Elisabeth and I continued getting together. She mentioned that each furlough they gather food, cleaners, medical supplies, and other things they might need the following four years. These items are packed in barrels and shipped to West Africa with other necessities. Rick built a large storage pantry in their home, but life stayed so busy, they usually just hunted for items when needed. I can still feel how my heart leapt as I thought, “I could unpack those barrels for her!” But, but, but… would I be courageous enough to go? When the Arnolds shared that they needed someone to set up their computers and a Wi-Fi system, Gregg and I decided to visit Senegal together to help them get re-settled.
The Arnolds’ home is a safe haven. In the evening, we would venture out; it felt like walking through a National Geographic magazine. The village people were welcoming and gracious, even giving us African names, Guy and Khadija Bathily. As we sat on a pretty floor mat in our adopted family’s house, eating with our hands from a common dish, we were overwhelmed by their friendship and generosity.

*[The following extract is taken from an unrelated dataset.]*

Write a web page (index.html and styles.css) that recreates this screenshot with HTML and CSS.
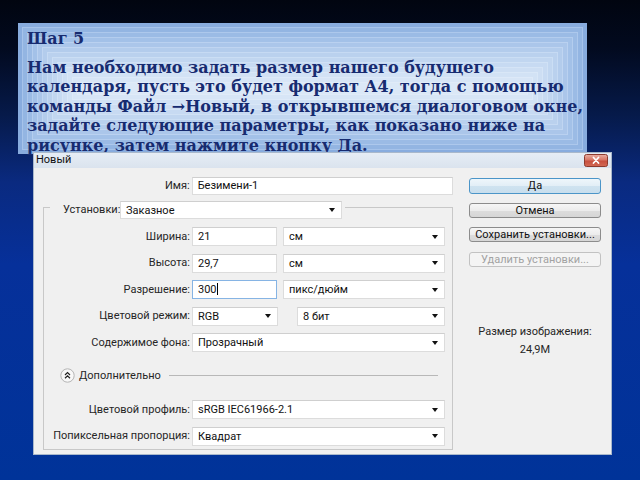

I’m thankful I stepped out of my comfort zone and accepted God’s invitation to go to Senegal. I trusted God in a whole new way.
Two months later, we took our first of five trips to Arequipa, Peru, helping train Peruvians lead their church youth. I fell in love with the Peruvian translators and continue to keep in touch with several.
In December, Gregg’s brother, Doug, was diagnosed with melanoma. After several surgeries and a year of grueling treatment, he has remained cancer free. Thank You, God!